3) businesses that, for whatever reason, decide not to offshore when their competitors do
offshore may lose 100% of their jobs by going out of business.

A broader view might be this:  if offshoring is a bad idea because of inefficiency or some such
thing then the marketplace will determine the fate of those who offshore.  If it is a good thing, those who offshore will be more successful (greater profits or market share).

4) the number of jobs being offshored is not so great when taken as a percentage of the
labor force. This would be a problem if offshoring went on forever but it will not.

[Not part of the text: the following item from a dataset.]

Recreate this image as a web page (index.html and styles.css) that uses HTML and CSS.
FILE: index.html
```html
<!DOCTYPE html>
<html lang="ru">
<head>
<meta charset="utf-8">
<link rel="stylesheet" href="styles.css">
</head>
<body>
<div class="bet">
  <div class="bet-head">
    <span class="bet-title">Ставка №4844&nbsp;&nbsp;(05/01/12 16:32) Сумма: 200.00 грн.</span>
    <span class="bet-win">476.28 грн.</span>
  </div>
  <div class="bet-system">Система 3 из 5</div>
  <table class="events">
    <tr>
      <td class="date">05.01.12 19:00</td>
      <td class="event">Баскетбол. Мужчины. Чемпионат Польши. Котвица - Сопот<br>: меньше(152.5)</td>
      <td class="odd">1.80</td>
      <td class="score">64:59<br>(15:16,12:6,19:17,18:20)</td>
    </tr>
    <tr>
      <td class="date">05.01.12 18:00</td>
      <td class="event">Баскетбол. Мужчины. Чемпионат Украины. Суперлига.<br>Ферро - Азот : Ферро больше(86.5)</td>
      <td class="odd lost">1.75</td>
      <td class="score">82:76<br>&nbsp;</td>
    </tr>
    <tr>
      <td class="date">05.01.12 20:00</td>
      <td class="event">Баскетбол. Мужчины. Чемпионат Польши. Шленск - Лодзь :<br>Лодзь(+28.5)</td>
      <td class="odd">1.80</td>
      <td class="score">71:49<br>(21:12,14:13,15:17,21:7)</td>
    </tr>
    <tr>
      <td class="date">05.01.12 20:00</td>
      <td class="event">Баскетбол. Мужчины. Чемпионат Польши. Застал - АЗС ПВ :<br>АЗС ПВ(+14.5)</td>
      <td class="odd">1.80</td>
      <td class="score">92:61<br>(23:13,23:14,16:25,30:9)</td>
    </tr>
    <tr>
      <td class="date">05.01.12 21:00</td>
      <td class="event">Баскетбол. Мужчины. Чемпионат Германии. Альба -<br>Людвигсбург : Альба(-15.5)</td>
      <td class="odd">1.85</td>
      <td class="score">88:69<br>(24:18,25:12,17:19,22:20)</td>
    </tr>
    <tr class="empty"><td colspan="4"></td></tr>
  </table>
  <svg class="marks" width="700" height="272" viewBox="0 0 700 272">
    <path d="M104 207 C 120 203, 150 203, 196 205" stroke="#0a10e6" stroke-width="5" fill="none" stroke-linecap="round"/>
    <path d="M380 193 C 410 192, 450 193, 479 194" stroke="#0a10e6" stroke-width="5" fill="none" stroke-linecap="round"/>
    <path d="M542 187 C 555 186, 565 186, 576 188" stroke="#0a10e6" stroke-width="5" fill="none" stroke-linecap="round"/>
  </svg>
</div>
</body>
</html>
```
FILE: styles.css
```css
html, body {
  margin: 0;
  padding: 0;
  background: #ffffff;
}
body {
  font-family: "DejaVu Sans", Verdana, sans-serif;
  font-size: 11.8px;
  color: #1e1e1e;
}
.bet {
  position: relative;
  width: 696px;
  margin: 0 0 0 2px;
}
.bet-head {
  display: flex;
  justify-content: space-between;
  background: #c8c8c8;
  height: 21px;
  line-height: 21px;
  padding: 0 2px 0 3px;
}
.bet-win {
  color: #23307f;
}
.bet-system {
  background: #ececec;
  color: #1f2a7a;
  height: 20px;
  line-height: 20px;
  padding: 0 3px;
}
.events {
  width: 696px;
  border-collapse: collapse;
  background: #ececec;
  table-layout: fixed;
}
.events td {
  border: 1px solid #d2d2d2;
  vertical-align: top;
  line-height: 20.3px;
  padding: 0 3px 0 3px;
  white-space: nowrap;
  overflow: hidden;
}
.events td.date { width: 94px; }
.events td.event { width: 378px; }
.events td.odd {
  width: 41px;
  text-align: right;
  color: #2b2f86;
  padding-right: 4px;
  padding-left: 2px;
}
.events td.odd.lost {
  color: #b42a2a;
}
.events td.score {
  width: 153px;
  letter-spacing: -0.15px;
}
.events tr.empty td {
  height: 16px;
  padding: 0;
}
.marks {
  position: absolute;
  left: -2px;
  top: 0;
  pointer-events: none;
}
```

5) complaining that somehow foreigners are "unfair" and taking advantage of our open market
and we should somehow lead a jihad to keep these jobs here misses the fact that there are a lot
of domestic US workers who work for foreign-owned companies.  This is a 2-way street.  If you want to lead a jihad against offshoring, be willing to tell Sony and the Japanese car manufacturers to take their jobs back first.

6) there is an almost sinister irony of unintended consequences at work here.  A few
years ago we were talking about "the new economy" wrought by the Internet.  What resulted
was the laying of a large amount of fiber-optic cable so that the same infrastructure that you
use to check out Paris Hilton's adventures on the little screen enables some person in India
to access the database that the title companies to create preliminary title reports.

As an aside here there are three areas in which offshoring has touched the mortgage business - and I am only talking about what I know first-hand:
1) the preparation of preliminary title reports which, at least here in California, are now done almost totally in India
2) appraisal reviews and
3) software.

7) There is a strange "second order" effect at work here, at least in regard to programming
jobs going to India.  About 4 years ago, when I was president of Homeownmers.com, I needed
programmers.  I went to a large employment agency.  I interviewed about 6 people.  They
were all from India.  The fact was that the US did not produce a large enough supply of skilled
programmers to fill the demand.  We reached out. Folks with the training came here and, in
a sense, took the jobs back home with them.

8) I am conscious of the fact that real people who are my neighbors are losing their jobs.  This is sad, but this is also inevitable.  I would rather encourage them and help them to find new training, new careers and new jobs then commiserate about the forces that took these jobs away.

9) Offshoring produces advantages: 
a) less expensive goods and services
b) political-economic stability that comes from working together.  I don't intend this to
be glib, but maybe if we could get North Korea to take some of these jobs then  we won't have
to worry about them nuking us.
c) it brings the nations of the world together in a way that has meaning.  It is literally "working together."  More socio-political advantage will come from offshoring than from the United Nations.

10) if you don't believe me, here is what Greenspan said on Thursday: "As history clearly shows,
our economy is best served by full and vigorous engagement in the global economy,"... "new
protectionist measures" were being proposed, without specifying what he was referring to, and said they could be self-defeating.

"These alleged cures could make matters worse rather than better," he said. "They would do little to create jobs and if foreigners were to retaliate, we would surely lose jobs."

In 1900 America was on the verge of an Industrial Revolution.  An equal amount of dissatisfaction
about the loss of jobs by farmers and blacksmiths likely existed.  Somehow, we got over it.